Spicy Southwest Seasoning – Paprika, garlic, salt, pepper, and crushed red pepper (optional) make up this savory and delicious seasoning.
TIP: Adjust the spicy level of this recipe by adding more (or less) crushed red pepper!
How to make a butternut squash casserole
This Spicy Southwest Butternut Squash Casserole tastes like an enchilada casserole and is incredibly easy to make! Here’s a quick overview of how to make it:
1. Combine the squash, bell pepper and oil in a casserole dish, then bake.
2. Add in the seasoning and mix.
3. Mix in the beans, ground beef, half of the cheese, and kale.
4. Top with remaining cheese and continue to bake!
Tips for making the BEST butternut squash casserole
- Prep the ground beef ahead of time so that it’s ready to go!
- Cook the butternut squash in the casserole dish just until soft, but not too soft (as it will continue to cook with the other ingredients).
- Use pre-cut or frozen butternut squash to help save time.
Make it your own
Want to make this recipe your own? Feel free to adjust the amount of seasoning and cheese to taste!
Another way to make it your own is to add or sub veggies. Zucchini, summer squash, sweet potatoes, sliced carrots, spinach, and cilantro are all delicious in this meal!
Can you freeze butternut squash casserole?
Yes! Butternut Squash Casserole can be refrigerated in an airtight container for up to a week or frozen for up to 3 months.
To freeze, simply let the casserole completely cool and place in the refrigerator in an airtight container (without the lid) for an hour. Then close the lid and place in the freezer!
If you’ve been on the search for an easy, healthy recipe that’s actually delicious and one that even picky eaters will love, then this Spicy Southwest Butternut Squash Casserole is for you. Have this delicious meal on the table in no time and be sure to save this recipe in your weekly dinner menu!
Loving this recipe? Be sure to give it a rating below!
Spicy Southwest Butternut Squash Casserole
Equipment
Ingredients
- 1 lb frozen butternut squash, cubed (about 3-4 cups)
- 1 large bell pepper (sliced or chopped)
- 1 Tbsp olive oil
- 1 tsp paprika
- 1/2 tsp garlic powder
- salt/pepper (to taste)
- 1 15 oz. can black beans (drained)
- 1 cup cooked ground beef
- 1 cup shredded cheese
- 1 cup chopped kale
- 1/4 tsp crushed red pepper (optional)
Instructions
- Preheat the oven to 375 degrees F.
- Place the squash and pepper in the casserole dish and drizzle with olive oil.
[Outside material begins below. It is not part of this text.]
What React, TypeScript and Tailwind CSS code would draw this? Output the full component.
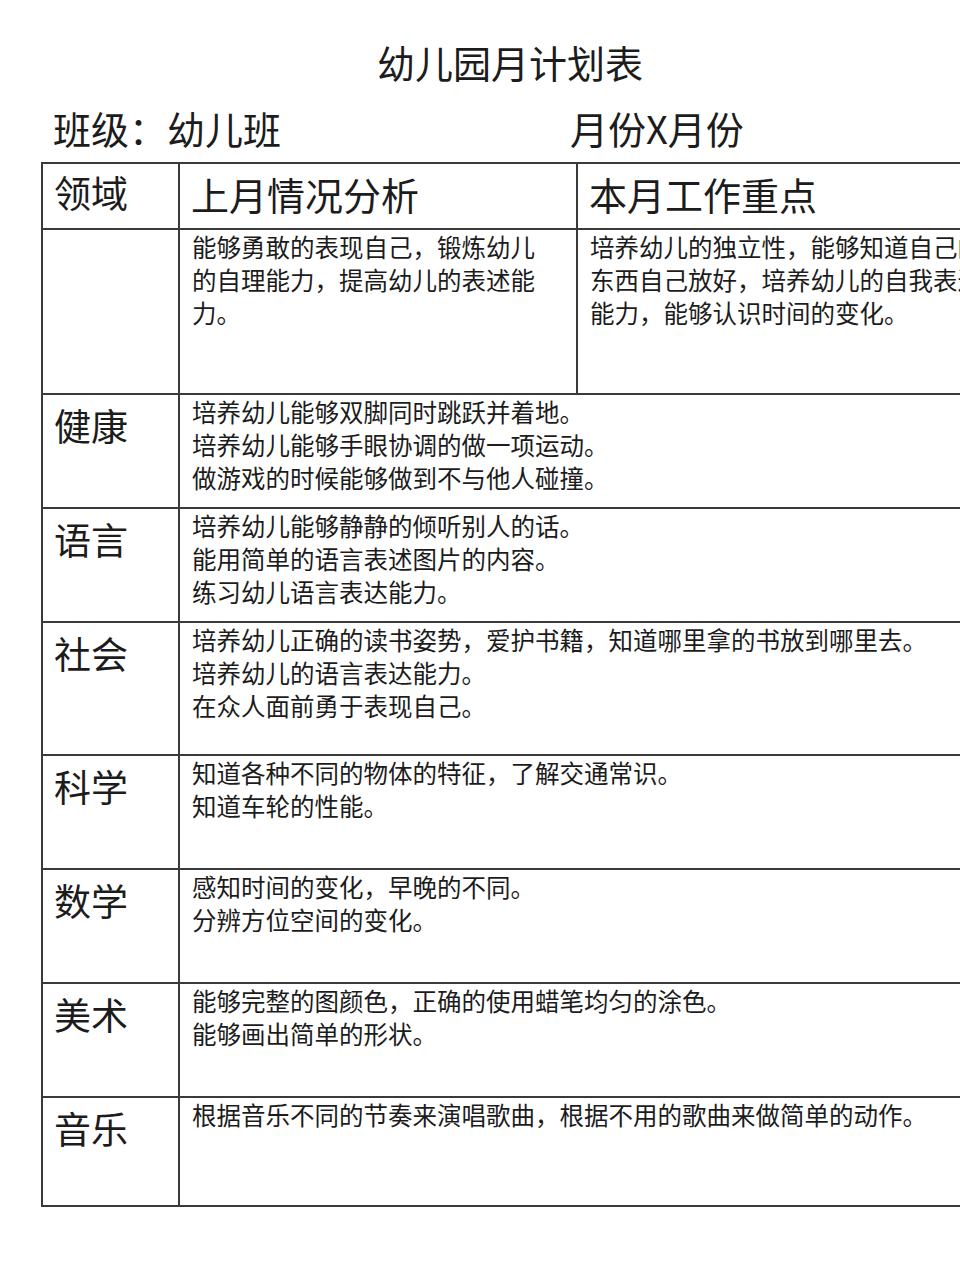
import React from 'react'

const rows = [
  {
    label: '健康',
    h: 'h-[114px]',
    lines: ['培养幼儿能够双脚同时跳跃并着地。', '培养幼儿能够手眼协调的做一项运动。', '做游戏的时候能够做到不与他人碰撞。'],
  },
  {
    label: '语言',
    h: 'h-[114px]',
    lines: ['培养幼儿能够静静的倾听别人的话。', '能用简单的语言表述图片的内容。', '练习幼儿语言表达能力。'],
  },
  {
    label: '社会',
    h: 'h-[133px]',
    lines: ['培养幼儿正确的读书姿势，爱护书籍，知道哪里拿的书放到哪里去。', '培养幼儿的语言表达能力。', '在众人面前勇于表现自己。'],
  },
  {
    label: '科学',
    h: 'h-[114px]',
    lines: ['知道各种不同的物体的特征，了解交通常识。', '知道车轮的性能。'],
  },
  {
    label: '数学',
    h: 'h-[114px]',
    lines: ['感知时间的变化，早晚的不同。', '分辨方位空间的变化。'],
  },
  {
    label: '美术',
    h: 'h-[114px]',
    lines: ['能够完整的图颜色，正确的使用蜡笔均匀的涂色。', '能够画出简单的形状。'],
  },
  {
    label: '音乐',
    h: 'h-[109px]',
    lines: ['根据音乐不同的节奏来演唱歌曲，根据不用的歌曲来做简单的动作。'],
  },
]

const cell = 'border-r-2 border-b-2 border-[#3a3a3a]'

export default function App() {
  return (
    <div
      className="w-full min-h-[1280px] overflow-hidden bg-white text-[#1c1c1c]"
      style={{ fontFamily: '"Noto Sans CJK SC", "Noto Sans", sans-serif' }}
    >
      <div className="pt-[38px] pl-[377px] text-[38px] leading-[48px] whitespace-nowrap">幼儿园月计划表</div>

      <div className="mt-[18px] flex pl-[53px] text-[38px] leading-[48px] whitespace-nowrap">
        <span className="w-[517px]">班级：幼儿班</span>
        <span>月份X月份</span>
      </div>

      <div className="mt-[10px] ml-[41px] w-[957px] border-t-2 border-l-2 border-[#3a3a3a]">
        {/* header */}
        <div className="grid grid-cols-[137px_398px_420px] h-[66px]">
          <div className={`${cell} flex items-center pl-[11px] pb-[6px] text-[37px] whitespace-nowrap`}>领域</div>
          <div className={`${cell} flex items-center pl-[11px] pb-[6px] text-[38px] whitespace-nowrap`}>上月情况分析</div>
          <div className={`${cell} flex items-center pl-[11px] pb-[6px] text-[38px] whitespace-nowrap`}>本月工作重点</div>
        </div>

        {/* first row */}
        <div className="grid grid-cols-[137px_398px_420px] h-[165px]">
          <div className={cell}></div>
          <div className={`${cell} pl-3 pr-5 text-[24.5px] leading-[33px]`}>
            能够勇敢的表现自己，锻炼幼儿的自理能力，提高幼儿的表述能力。
          </div>
          <div className={`${cell} pl-3 pr-2 text-[24.5px] leading-[33px]`}>
            培养幼儿的独立性，能够知道自己的东西自己放好，培养幼儿的自我表达能力，能够认识时间的变化。
          </div>
        </div>

        {rows.map(r => (
          <div key={r.label} className={`grid grid-cols-[137px_818px] ${r.h}`}>
            <div className={`${cell} pl-[11px] pt-[8px] text-[37px] leading-[44px]`}>{r.label}</div>
            <div className={`${cell} pl-3 text-[24.5px] leading-[33px] whitespace-nowrap`}>
              {r.lines.map(l => (
                <div key={l}>{l}</div>
              ))}
            </div>
          </div>
        ))}
      </div>
    </div>
  )
}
- Bake for about 20 minutes, or until squash just begins to soften.
- Drain any extra liquid in the casserole dish.
- Mix in the paprika, garlic powder, salt and pepper, black beans, cooked ground beef, half of the cheese, and kale to the casserole dish.
- Top with remaining cheese.
- Bake for another 10 minutes (or until everything is soft).
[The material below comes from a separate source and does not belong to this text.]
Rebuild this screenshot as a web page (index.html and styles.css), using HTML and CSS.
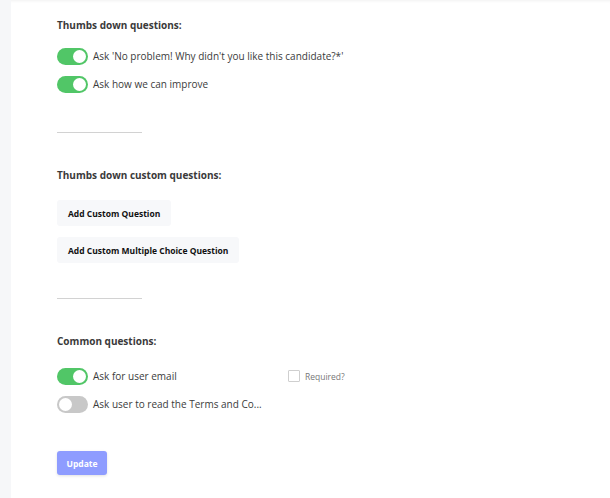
FILE: index.html
```html
<!DOCTYPE html>
<html>
<head>
<meta charset="utf-8">
<link rel="stylesheet" href="styles.css">
</head>
<body>
<div class="layout">
  <aside class="rail"></aside>
  <main class="panel">
    <h3 class="heading">Thumbs down questions:</h3>
    <div class="rows">
      <div class="row"><span class="toggle on"></span><span class="label">Ask 'No problem! Why didn't you like this candidate?*'</span></div>
      <div class="row"><span class="toggle on"></span><span class="label">Ask how we can improve</span></div>
    </div>
    <hr class="divider">
    <h3 class="heading">Thumbs down custom questions:</h3>
    <div class="buttons">
      <button class="btn-light">Add Custom Question</button>
      <button class="btn-light">Add Custom Multiple Choice Question</button>
    </div>
    <hr class="divider">
    <h3 class="heading">Common questions:</h3>
    <div class="rows common">
      <div class="row">
        <span class="toggle on"></span><span class="label wide">Ask for user email</span>
        <label class="req"><span class="check"></span><span>Required?</span></label>
      </div>
      <div class="row"><span class="toggle"></span><span class="label">Ask user to read the Terms and Co...</span></div>
    </div>
    <button class="btn-update">Update</button>
  </main>
</div>
</body>
</html>
```
FILE: styles.css
```css
* { box-sizing: border-box; }
html, body { margin: 0; padding: 0; background: #fff; }
body { font-family: "Open Sans", "Liberation Sans", sans-serif; color: #333; }
.layout { display: flex; min-height: 498px; }
.rail { width: 11px; flex: none; background: #f6f7f9; }
.panel {
  flex: 1;
  padding: 18px 0 0 46px;
  box-shadow: inset 0 3px 3px -2px rgba(0,0,0,0.06);
}
.heading {
  margin: 0;
  font-size: 10px;
  line-height: 15px;
  font-weight: 700;
  color: #3a3a3a;
}
.rows { display: flex; flex-direction: column; gap: 8px; margin-top: 13px; }
.rows.common { margin-top: 17px; }
.row { display: flex; align-items: center; height: 20px; }
.toggle {
  position: relative;
  width: 31px; height: 17px;
  border-radius: 9px;
  background: #c8c8c8;
  flex: none;
}
.toggle::after {
  content: "";
  position: absolute;
  top: 2px; left: 2px;
  width: 13px; height: 13px;
  border-radius: 50%;
  background: #fff;
}
.toggle.on { background: #51c667; }
.toggle.on::after { left: 16px; }
.label { margin-left: 5px; font-size: 10px; color: #3b3b3b; }
.label.wide { width: 195px; }
.req { display: flex; align-items: center; gap: 5px; font-size: 8.5px; color: #777; }
.check { width: 12px; height: 12px; border: 1px solid #cfcfcf; border-radius: 1px; background: #fff; }
.divider {
  width: 85px;
  margin: 38px 0 0;
  border: 0;
  border-top: 1px solid #d2d2d2;
}
.divider + .heading { margin-top: 35px; }
.buttons { display: flex; flex-direction: column; align-items: flex-start; gap: 11px; margin-top: 17px; }
.btn-light {
  height: 26px;
  padding: 0 11px;
  border: 0;
  border-radius: 3px;
  background: #f7f8fa;
  font-family: inherit;
  font-size: 8.5px;
  font-weight: 700;
  color: #111;
}
.buttons + .divider { margin-top: 35px; }
.btn-update {
  display: block;
  margin-top: 37px;
  height: 24px;
  width: 50px;
  padding: 0;
  border: 0;
  border-radius: 3px;
  background: #8e9cff;
  color: #fff;
  font-family: inherit;
  font-size: 8.5px;
  font-weight: 700;
  box-shadow: 0 1px 3px rgba(0,0,0,0.12);
}
```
- Top with crushed red pepper (optional).
- Serve and enjoy!
Notes
- Prep the ground beef ahead of time so that it’s ready to go!
- Cook the butternut squash in the casserole dish just until soft, but not too soft (as it will continue to cook with the other ingredients).
- Use pre-cut or frozen butternut squash to help save time.
- Adjust the spicy level of this recipe by adding more (or less) crushed red pepper!
Jacqueline Debono says:
This butternut squash casserole looks fantastic. Definitely want to make it. Just one question. How do you cook the ground beef? I mean do you add something to it?
Christine McMichael replied:
Thank you! I just cook it on the stove top and add a little bit of seasoning. Salt, pepper, and oregano are always my go-to’s for meat seasoning, but paprika would also taste good. I hope you enjoy the recipe!
Sandhya Ramakrishnan says:
What a great casserole recipe this is! We love Butternut squash and adding black beans to the casserole is a lovely idea. I skipped the beef and added more beans and it was the best ever.
Tammy says:
Hearty and healthy- what more could you ask for?! Perfect winter side dish…this is beautiful!
Heather Perine says:
This was SO good! I used all black beans and omitted the beef – been on a plant based kick! Definitely making this again.
Julie says:
What a great recipe! I love the squash in this and the flavors came out great.
Candice says:
Such a wonderfully creamy casserole! It’s been a while since I’ve enjoyed butternut squash and this recipe has me in love with it once again. Will be making this one again!
Marta says:
My friend just gifted me a butternut squash she grew in her garden, but I wanted to save it for a truly special recipe. This one is it!
Bernice Hill says:
Yay for one dish lightened up comfort foods. I love how this casserole is the perfect mashup of comfort food and healthy dinner.
Deborah Brooks says:
I have been eating a ton of butternut squash lately and this looks like a great way to eat even more. Can’t wait to try it
Lyn8060 replied:
Looks fantastic! Can you tell me how you’d adjust the recipe when using frozen squash?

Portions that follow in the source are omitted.